GOAL
Repeat only the lines below that run from the line with "Rebuild this screenshot" to the line with "const quickReplies = ['订单找不到', '人工客服', '发送图片']", ends included; skip every picture.

RECORDS PROVIDED

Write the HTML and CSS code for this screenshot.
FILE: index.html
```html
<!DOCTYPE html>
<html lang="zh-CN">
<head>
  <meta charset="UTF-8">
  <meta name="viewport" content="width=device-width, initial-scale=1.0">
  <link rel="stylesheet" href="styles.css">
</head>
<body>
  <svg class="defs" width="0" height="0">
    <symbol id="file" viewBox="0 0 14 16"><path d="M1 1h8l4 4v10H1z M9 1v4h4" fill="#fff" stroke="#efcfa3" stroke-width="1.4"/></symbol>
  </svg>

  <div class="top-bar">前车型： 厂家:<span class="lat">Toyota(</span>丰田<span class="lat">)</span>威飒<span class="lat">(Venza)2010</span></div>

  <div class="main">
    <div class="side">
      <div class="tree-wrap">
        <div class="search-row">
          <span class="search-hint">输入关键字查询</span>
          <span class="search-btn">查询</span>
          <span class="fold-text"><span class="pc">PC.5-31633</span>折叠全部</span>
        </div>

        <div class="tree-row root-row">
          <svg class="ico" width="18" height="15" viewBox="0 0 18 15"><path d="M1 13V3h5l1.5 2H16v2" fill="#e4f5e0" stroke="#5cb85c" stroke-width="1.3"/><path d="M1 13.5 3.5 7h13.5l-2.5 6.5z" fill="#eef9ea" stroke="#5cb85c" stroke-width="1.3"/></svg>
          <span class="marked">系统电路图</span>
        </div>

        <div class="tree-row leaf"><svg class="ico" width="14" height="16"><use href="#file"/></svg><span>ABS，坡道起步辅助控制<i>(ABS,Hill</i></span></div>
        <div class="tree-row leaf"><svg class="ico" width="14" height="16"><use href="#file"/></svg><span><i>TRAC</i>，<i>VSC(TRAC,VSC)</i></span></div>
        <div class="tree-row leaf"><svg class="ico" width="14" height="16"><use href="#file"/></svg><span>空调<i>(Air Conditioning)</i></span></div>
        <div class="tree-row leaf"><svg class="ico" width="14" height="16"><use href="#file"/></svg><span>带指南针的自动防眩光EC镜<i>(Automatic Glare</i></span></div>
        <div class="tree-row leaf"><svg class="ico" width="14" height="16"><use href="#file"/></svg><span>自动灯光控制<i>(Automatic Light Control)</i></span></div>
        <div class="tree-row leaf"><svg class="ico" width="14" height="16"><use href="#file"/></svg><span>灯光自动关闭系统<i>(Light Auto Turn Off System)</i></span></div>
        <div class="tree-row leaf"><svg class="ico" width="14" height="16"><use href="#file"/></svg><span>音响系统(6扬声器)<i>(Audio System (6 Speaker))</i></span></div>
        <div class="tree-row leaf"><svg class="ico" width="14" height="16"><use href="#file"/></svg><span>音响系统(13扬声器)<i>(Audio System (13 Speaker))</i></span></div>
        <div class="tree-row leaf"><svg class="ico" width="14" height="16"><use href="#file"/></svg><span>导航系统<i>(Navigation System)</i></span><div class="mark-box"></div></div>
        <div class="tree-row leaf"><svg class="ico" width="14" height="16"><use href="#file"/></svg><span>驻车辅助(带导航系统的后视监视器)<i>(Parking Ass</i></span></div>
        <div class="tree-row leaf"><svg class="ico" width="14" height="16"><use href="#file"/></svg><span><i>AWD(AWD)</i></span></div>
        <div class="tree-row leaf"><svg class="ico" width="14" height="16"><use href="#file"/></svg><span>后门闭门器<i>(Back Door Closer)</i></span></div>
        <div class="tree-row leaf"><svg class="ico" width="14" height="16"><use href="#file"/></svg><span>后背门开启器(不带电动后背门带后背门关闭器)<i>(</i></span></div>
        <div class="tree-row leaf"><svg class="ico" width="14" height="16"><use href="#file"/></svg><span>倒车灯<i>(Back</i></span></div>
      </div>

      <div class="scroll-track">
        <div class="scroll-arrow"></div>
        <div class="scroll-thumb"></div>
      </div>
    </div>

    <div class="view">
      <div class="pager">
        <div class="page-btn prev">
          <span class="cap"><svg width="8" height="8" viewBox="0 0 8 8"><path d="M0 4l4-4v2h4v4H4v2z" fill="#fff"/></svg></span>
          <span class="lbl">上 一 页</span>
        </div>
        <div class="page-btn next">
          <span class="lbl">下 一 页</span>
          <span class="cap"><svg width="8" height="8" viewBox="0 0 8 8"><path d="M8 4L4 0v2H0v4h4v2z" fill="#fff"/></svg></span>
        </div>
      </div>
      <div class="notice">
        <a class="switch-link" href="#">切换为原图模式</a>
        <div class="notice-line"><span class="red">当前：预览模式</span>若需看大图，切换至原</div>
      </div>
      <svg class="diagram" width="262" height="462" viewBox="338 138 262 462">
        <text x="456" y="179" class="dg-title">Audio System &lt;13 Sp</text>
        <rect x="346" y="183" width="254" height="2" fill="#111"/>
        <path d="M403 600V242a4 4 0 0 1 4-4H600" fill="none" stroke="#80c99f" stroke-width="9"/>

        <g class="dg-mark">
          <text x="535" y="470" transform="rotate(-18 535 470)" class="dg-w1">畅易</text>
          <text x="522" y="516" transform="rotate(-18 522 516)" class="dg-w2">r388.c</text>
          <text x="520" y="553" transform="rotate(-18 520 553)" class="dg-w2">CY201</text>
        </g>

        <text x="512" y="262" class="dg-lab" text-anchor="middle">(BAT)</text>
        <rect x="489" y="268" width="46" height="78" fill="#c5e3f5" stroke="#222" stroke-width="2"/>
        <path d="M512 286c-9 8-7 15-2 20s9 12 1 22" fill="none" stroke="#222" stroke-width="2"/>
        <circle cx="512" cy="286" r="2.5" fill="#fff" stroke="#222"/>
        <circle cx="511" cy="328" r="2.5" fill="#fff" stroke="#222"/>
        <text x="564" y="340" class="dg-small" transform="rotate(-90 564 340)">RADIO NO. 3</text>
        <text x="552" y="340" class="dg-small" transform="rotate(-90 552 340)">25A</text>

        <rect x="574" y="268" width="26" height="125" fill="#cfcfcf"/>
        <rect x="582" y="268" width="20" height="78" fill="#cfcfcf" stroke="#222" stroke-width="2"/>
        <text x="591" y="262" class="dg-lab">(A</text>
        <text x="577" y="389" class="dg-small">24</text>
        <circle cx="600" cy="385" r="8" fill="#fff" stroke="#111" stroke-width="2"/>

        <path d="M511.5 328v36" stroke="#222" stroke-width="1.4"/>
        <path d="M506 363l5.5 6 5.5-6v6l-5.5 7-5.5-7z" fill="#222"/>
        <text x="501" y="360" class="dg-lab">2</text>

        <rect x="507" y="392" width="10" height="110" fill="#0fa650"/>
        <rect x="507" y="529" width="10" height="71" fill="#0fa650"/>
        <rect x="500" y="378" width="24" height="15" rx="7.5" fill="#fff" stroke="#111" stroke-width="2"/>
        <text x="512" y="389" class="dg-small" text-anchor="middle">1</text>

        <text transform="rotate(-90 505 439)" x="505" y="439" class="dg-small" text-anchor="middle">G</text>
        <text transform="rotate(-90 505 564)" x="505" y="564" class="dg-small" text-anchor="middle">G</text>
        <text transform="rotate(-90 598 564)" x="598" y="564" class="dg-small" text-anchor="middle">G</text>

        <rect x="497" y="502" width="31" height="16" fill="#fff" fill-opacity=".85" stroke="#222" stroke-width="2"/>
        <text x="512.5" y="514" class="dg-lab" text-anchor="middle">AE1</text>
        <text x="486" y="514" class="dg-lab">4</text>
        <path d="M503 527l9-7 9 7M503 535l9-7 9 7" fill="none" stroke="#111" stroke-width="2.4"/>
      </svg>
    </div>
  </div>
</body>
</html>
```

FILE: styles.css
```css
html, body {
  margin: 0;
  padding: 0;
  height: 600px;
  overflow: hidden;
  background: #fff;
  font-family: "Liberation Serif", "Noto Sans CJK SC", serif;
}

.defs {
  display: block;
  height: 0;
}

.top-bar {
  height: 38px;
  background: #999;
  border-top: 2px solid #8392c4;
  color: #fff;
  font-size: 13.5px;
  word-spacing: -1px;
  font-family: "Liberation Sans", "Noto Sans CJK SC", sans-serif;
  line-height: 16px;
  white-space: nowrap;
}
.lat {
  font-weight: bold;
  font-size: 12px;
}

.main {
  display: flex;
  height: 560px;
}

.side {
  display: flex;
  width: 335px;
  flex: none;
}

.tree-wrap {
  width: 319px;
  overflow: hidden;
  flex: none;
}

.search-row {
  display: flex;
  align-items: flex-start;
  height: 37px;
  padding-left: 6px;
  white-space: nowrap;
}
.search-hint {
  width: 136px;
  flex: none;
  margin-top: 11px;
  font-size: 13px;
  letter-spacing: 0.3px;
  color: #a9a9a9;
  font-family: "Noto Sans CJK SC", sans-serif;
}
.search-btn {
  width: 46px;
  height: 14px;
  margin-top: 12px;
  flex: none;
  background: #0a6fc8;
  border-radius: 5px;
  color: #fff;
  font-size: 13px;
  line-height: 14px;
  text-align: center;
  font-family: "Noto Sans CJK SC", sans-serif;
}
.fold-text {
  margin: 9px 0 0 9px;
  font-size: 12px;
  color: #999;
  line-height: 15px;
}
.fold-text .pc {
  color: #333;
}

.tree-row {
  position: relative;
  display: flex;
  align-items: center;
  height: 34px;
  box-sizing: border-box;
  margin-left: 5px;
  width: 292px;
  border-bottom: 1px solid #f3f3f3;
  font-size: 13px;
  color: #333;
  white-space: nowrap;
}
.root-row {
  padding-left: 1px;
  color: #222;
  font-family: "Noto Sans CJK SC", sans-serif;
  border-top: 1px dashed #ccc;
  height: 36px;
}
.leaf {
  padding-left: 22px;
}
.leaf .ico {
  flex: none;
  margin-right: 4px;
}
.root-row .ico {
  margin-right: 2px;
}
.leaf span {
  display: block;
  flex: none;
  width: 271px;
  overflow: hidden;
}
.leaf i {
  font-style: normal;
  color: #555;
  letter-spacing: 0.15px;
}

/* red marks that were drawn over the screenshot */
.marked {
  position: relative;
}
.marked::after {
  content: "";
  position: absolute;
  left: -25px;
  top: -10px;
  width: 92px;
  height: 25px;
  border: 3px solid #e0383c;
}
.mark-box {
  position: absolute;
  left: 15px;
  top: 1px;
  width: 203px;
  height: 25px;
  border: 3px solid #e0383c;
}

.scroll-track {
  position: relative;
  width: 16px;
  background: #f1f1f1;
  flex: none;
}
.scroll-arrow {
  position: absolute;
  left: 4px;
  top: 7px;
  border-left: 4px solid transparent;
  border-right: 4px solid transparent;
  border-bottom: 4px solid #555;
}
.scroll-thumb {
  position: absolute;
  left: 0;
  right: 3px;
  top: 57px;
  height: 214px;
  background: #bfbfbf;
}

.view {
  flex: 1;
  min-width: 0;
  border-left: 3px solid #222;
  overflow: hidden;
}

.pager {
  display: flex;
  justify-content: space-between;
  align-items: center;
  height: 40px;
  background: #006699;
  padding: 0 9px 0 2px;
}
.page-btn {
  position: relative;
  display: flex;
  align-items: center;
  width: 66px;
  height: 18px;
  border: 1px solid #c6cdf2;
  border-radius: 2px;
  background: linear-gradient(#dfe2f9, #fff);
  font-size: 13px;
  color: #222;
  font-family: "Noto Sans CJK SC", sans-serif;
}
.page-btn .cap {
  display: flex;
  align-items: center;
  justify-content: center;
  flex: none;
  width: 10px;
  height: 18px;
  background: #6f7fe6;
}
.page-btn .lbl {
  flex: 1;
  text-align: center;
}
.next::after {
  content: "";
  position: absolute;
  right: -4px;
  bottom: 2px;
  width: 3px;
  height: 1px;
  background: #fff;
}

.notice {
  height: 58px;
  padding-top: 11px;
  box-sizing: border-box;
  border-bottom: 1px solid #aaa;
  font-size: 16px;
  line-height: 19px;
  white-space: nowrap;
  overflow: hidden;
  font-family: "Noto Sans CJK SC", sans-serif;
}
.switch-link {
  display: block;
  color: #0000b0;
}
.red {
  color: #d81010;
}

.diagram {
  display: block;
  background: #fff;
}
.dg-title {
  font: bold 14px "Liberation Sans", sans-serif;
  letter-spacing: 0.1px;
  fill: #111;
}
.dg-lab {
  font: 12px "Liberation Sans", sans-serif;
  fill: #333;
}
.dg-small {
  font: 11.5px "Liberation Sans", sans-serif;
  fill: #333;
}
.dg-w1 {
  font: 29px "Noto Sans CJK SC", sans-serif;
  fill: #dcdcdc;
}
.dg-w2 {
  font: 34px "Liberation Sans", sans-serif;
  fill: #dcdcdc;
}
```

--

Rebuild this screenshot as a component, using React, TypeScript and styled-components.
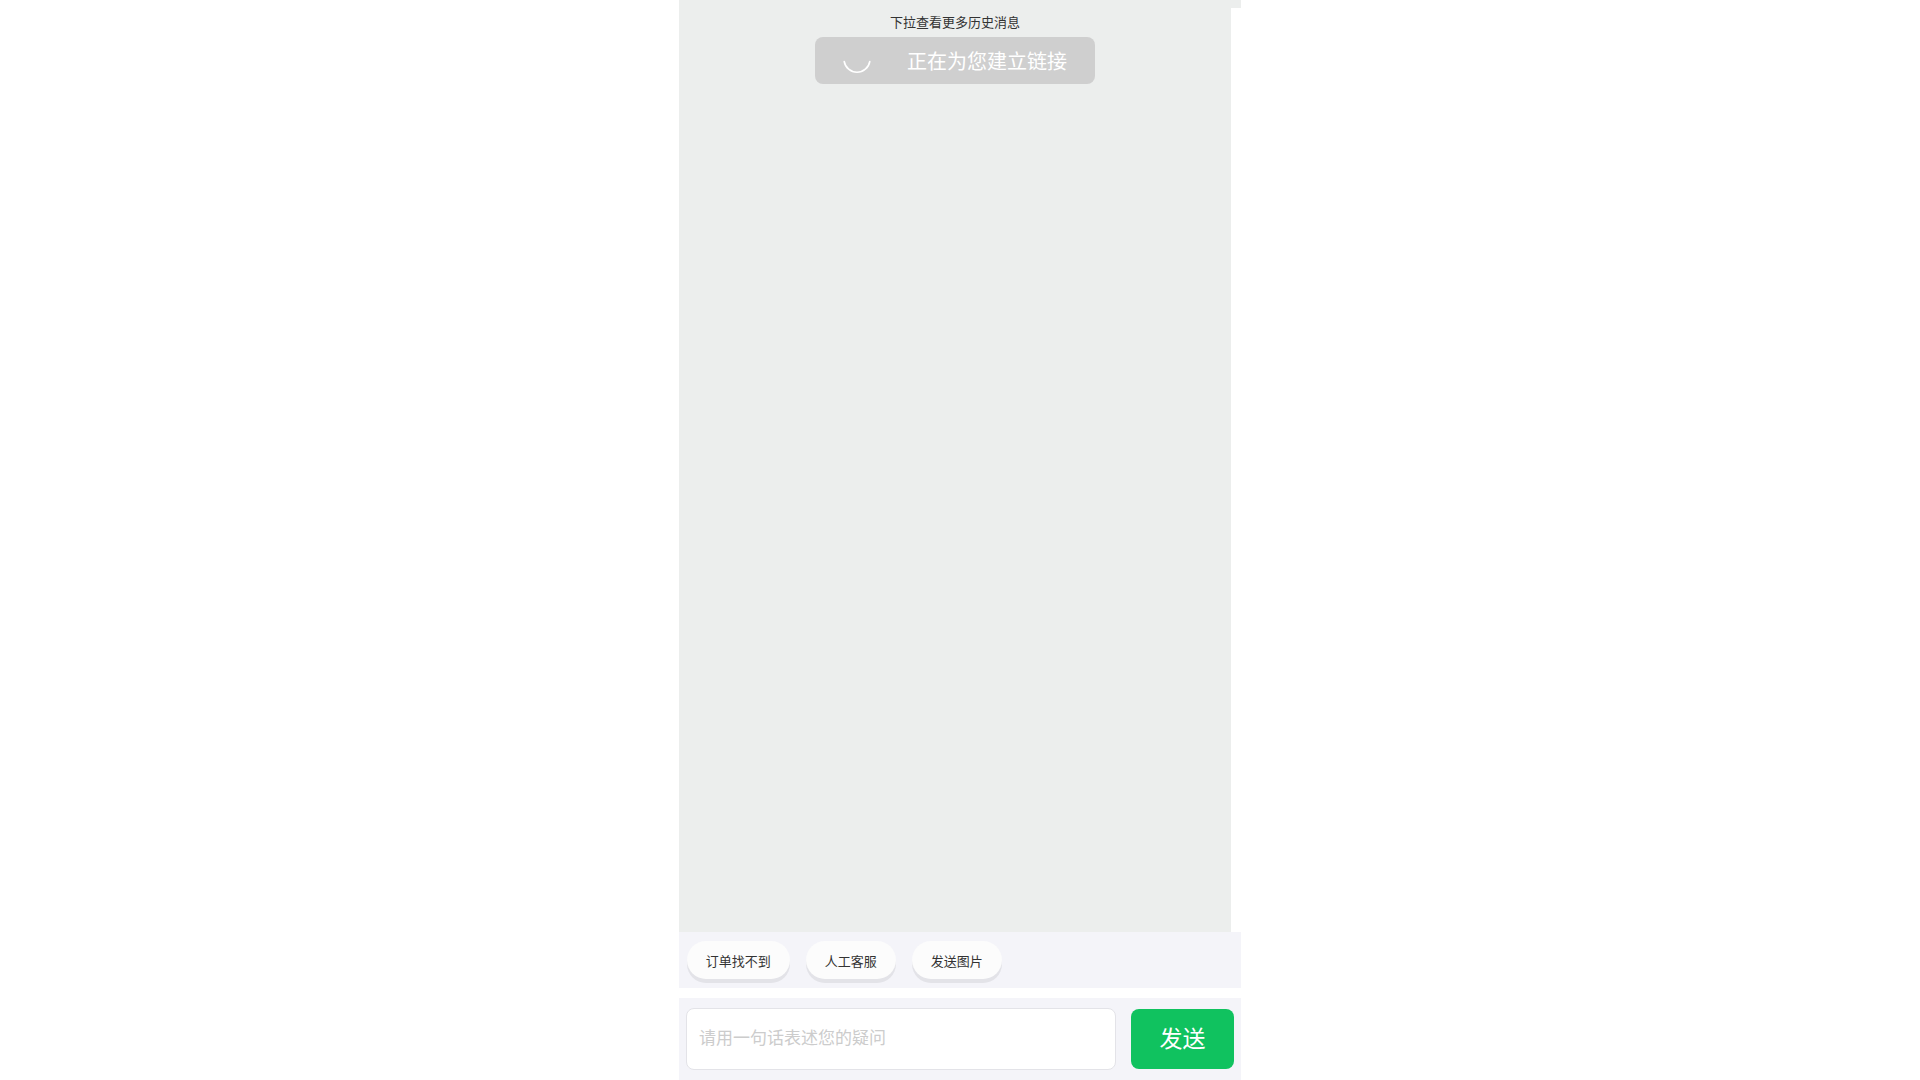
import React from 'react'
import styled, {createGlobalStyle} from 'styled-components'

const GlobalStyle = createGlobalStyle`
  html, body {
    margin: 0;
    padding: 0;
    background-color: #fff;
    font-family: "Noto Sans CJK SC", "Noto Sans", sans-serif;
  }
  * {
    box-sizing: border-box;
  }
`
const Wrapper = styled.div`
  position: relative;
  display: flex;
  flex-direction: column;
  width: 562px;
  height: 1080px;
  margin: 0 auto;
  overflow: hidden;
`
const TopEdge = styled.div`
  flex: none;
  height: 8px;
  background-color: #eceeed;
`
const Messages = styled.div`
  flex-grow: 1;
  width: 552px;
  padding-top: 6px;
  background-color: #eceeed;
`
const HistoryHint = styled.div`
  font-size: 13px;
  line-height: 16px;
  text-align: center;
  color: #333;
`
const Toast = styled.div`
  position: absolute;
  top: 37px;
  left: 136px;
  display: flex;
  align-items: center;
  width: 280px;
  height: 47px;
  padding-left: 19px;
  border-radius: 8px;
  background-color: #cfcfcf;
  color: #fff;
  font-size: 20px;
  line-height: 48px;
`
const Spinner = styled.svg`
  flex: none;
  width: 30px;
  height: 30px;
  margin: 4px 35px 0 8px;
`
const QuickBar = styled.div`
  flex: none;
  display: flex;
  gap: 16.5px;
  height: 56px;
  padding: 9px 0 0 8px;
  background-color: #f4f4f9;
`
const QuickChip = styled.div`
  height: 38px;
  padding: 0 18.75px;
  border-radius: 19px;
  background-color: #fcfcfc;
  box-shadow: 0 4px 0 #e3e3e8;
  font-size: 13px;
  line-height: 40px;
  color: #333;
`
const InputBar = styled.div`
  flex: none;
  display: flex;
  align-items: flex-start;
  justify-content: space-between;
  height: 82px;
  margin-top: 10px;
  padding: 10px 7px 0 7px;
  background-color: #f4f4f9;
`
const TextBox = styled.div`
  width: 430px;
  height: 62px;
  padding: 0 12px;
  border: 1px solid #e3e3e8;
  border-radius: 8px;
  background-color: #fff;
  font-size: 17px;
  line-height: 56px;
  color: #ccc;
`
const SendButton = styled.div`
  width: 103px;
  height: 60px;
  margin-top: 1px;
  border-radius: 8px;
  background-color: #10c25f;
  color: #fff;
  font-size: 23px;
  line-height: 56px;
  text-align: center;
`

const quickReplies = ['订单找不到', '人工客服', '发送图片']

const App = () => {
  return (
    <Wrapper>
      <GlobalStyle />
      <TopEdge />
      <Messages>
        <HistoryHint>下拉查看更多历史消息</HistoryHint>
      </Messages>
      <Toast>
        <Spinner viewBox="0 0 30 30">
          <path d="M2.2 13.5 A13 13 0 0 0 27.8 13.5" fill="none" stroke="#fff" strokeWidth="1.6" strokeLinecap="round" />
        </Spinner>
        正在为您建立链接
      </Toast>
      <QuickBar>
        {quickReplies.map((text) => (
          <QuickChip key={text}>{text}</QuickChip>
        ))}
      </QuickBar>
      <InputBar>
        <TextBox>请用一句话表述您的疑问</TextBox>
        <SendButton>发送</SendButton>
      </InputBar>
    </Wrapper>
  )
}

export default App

* * *

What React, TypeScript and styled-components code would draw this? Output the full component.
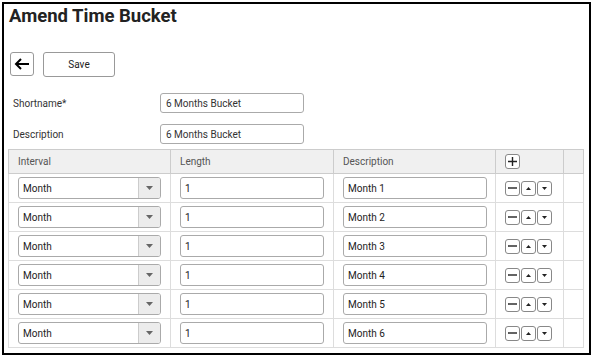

REPLY TO THE TASK
Rebuild this screenshot as a component, using React, TypeScript and styled-components.
import React from 'react'
import styled, {createGlobalStyle} from 'styled-components'

const GlobalStyle = createGlobalStyle`
  html, body {
    margin: 0;
    padding: 0;
    background-color: #fff;
    font-family: "Noto Sans CJK SC", "Noto Sans", sans-serif;
  }
  * {
    box-sizing: border-box;
  }
`
const Wrapper = styled.div`
  position: relative;
  display: flex;
  flex-direction: column;
  width: 562px;
  height: 1080px;
  margin: 0 auto;
  overflow: hidden;
`
const TopEdge = styled.div`
  flex: none;
  height: 8px;
  background-color: #eceeed;
`
const Messages = styled.div`
  flex-grow: 1;
  width: 552px;
  padding-top: 6px;
  background-color: #eceeed;
`
const HistoryHint = styled.div`
  font-size: 13px;
  line-height: 16px;
  text-align: center;
  color: #333;
`
const Toast = styled.div`
  position: absolute;
  top: 37px;
  left: 136px;
  display: flex;
  align-items: center;
  width: 280px;
  height: 47px;
  padding-left: 19px;
  border-radius: 8px;
  background-color: #cfcfcf;
  color: #fff;
  font-size: 20px;
  line-height: 48px;
`
const Spinner = styled.svg`
  flex: none;
  width: 30px;
  height: 30px;
  margin: 4px 35px 0 8px;
`
const QuickBar = styled.div`
  flex: none;
  display: flex;
  gap: 16.5px;
  height: 56px;
  padding: 9px 0 0 8px;
  background-color: #f4f4f9;
`
const QuickChip = styled.div`
  height: 38px;
  padding: 0 18.75px;
  border-radius: 19px;
  background-color: #fcfcfc;
  box-shadow: 0 4px 0 #e3e3e8;
  font-size: 13px;
  line-height: 40px;
  color: #333;
`
const InputBar = styled.div`
  flex: none;
  display: flex;
  align-items: flex-start;
  justify-content: space-between;
  height: 82px;
  margin-top: 10px;
  padding: 10px 7px 0 7px;
  background-color: #f4f4f9;
`
const TextBox = styled.div`
  width: 430px;
  height: 62px;
  padding: 0 12px;
  border: 1px solid #e3e3e8;
  border-radius: 8px;
  background-color: #fff;
  font-size: 17px;
  line-height: 56px;
  color: #ccc;
`
const SendButton = styled.div`
  width: 103px;
  height: 60px;
  margin-top: 1px;
  border-radius: 8px;
  background-color: #10c25f;
  color: #fff;
  font-size: 23px;
  line-height: 56px;
  text-align: center;
`

const quickReplies = ['订单找不到', '人工客服', '发送图片']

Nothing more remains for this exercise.